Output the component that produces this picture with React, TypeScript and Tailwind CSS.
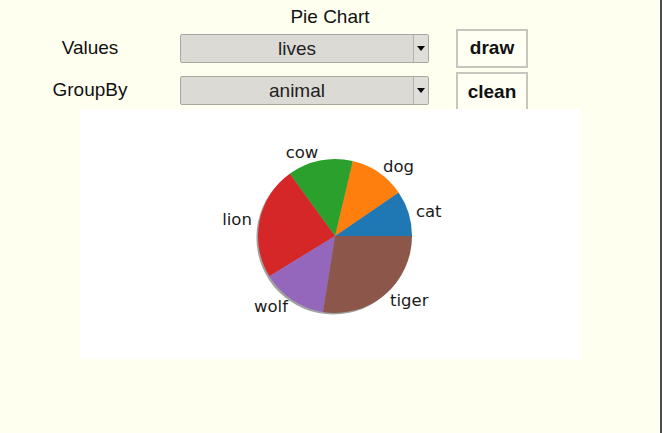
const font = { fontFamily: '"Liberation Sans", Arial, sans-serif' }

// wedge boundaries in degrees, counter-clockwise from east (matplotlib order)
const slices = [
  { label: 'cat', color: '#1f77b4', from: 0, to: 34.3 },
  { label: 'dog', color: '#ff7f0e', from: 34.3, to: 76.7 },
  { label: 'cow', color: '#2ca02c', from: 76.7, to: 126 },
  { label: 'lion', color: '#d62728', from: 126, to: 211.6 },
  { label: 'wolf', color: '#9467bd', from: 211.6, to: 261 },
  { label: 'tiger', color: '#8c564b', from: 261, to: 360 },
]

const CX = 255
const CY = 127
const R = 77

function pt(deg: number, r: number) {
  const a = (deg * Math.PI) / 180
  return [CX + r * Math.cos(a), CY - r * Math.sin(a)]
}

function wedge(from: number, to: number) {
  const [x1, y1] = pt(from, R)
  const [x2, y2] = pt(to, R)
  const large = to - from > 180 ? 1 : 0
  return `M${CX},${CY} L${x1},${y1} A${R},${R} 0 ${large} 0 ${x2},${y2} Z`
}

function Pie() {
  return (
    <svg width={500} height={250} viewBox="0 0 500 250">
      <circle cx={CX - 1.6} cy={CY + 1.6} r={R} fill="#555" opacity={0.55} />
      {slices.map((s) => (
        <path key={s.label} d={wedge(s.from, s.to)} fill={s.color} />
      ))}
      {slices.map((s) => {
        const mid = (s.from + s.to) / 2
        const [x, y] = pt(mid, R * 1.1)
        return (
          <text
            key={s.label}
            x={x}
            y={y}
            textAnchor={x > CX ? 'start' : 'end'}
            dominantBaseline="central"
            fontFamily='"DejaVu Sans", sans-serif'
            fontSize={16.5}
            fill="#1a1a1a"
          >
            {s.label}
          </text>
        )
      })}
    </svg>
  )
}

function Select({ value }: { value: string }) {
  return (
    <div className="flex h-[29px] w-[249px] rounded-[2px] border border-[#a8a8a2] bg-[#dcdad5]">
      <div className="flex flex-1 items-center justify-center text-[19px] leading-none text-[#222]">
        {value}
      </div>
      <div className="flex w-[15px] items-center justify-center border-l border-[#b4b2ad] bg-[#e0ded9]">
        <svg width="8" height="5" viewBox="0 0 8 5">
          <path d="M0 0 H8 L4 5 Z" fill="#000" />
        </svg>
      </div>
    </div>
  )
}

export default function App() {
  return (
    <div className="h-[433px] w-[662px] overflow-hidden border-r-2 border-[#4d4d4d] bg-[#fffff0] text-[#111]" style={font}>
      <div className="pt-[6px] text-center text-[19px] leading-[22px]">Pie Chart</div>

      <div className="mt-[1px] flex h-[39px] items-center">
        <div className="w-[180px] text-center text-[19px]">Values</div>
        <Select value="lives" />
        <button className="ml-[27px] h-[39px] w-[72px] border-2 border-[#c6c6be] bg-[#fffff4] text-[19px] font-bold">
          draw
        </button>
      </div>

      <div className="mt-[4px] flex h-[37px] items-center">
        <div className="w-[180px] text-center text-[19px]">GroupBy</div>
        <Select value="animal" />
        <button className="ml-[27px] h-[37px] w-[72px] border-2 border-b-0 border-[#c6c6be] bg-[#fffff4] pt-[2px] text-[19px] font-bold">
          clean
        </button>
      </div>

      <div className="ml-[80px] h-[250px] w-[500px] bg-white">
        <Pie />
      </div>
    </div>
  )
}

----

Objective> Give back every line exactly as it stands, pictures excluded.

Solution to this task>
Output the component that produces this picture with React, TypeScript and Tailwind CSS.
const font = { fontFamily: '"Liberation Sans", Arial, sans-serif' }

// wedge boundaries in degrees, counter-clockwise from east (matplotlib order)
const slices = [
  { label: 'cat', color: '#1f77b4', from: 0, to: 34.3 },
  { label: 'dog', color: '#ff7f0e', from: 34.3, to: 76.7 },
  { label: 'cow', color: '#2ca02c', from: 76.7, to: 126 },
  { label: 'lion', color: '#d62728', from: 126, to: 211.6 },
  { label: 'wolf', color: '#9467bd', from: 211.6, to: 261 },
  { label: 'tiger', color: '#8c564b', from: 261, to: 360 },
]

const CX = 255
const CY = 127
const R = 77

function pt(deg: number, r: number) {
  const a = (deg * Math.PI) / 180
  return [CX + r * Math.cos(a), CY - r * Math.sin(a)]
}

function wedge(from: number, to: number) {
  const [x1, y1] = pt(from, R)
  const [x2, y2] = pt(to, R)
  const large = to - from > 180 ? 1 : 0
  return `M${CX},${CY} L${x1},${y1} A${R},${R} 0 ${large} 0 ${x2},${y2} Z`
}

function Pie() {
  return (
    <svg width={500} height={250} viewBox="0 0 500 250">
      <circle cx={CX - 1.6} cy={CY + 1.6} r={R} fill="#555" opacity={0.55} />
      {slices.map((s) => (
        <path key={s.label} d={wedge(s.from, s.to)} fill={s.color} />
      ))}
      {slices.map((s) => {
        const mid = (s.from + s.to) / 2
        const [x, y] = pt(mid, R * 1.1)
        return (
          <text
            key={s.label}
            x={x}
            y={y}
            textAnchor={x > CX ? 'start' : 'end'}
            dominantBaseline="central"
            fontFamily='"DejaVu Sans", sans-serif'
            fontSize={16.5}
            fill="#1a1a1a"
          >
            {s.label}
          </text>
        )
      })}
    </svg>
  )
}

function Select({ value }: { value: string }) {
  return (
    <div className="flex h-[29px] w-[249px] rounded-[2px] border border-[#a8a8a2] bg-[#dcdad5]">
      <div className="flex flex-1 items-center justify-center text-[19px] leading-none text-[#222]">
        {value}
      </div>
      <div className="flex w-[15px] items-center justify-center border-l border-[#b4b2ad] bg-[#e0ded9]">
        <svg width="8" height="5" viewBox="0 0 8 5">
          <path d="M0 0 H8 L4 5 Z" fill="#000" />
        </svg>
      </div>
    </div>
  )
}

export default function App() {
  return (
    <div className="h-[433px] w-[662px] overflow-hidden border-r-2 border-[#4d4d4d] bg-[#fffff0] text-[#111]" style={font}>
      <div className="pt-[6px] text-center text-[19px] leading-[22px]">Pie Chart</div>

      <div className="mt-[1px] flex h-[39px] items-center">
        <div className="w-[180px] text-center text-[19px]">Values</div>
        <Select value="lives" />
        <button className="ml-[27px] h-[39px] w-[72px] border-2 border-[#c6c6be] bg-[#fffff4] text-[19px] font-bold">
          draw
        </button>
      </div>

      <div className="mt-[4px] flex h-[37px] items-center">
        <div className="w-[180px] text-center text-[19px]">GroupBy</div>
        <Select value="animal" />
        <button className="ml-[27px] h-[37px] w-[72px] border-2 border-b-0 border-[#c6c6be] bg-[#fffff4] pt-[2px] text-[19px] font-bold">
          clean
        </button>
      </div>

      <div className="ml-[80px] h-[250px] w-[500px] bg-white">
        <Pie />
      </div>
    </div>
  )
}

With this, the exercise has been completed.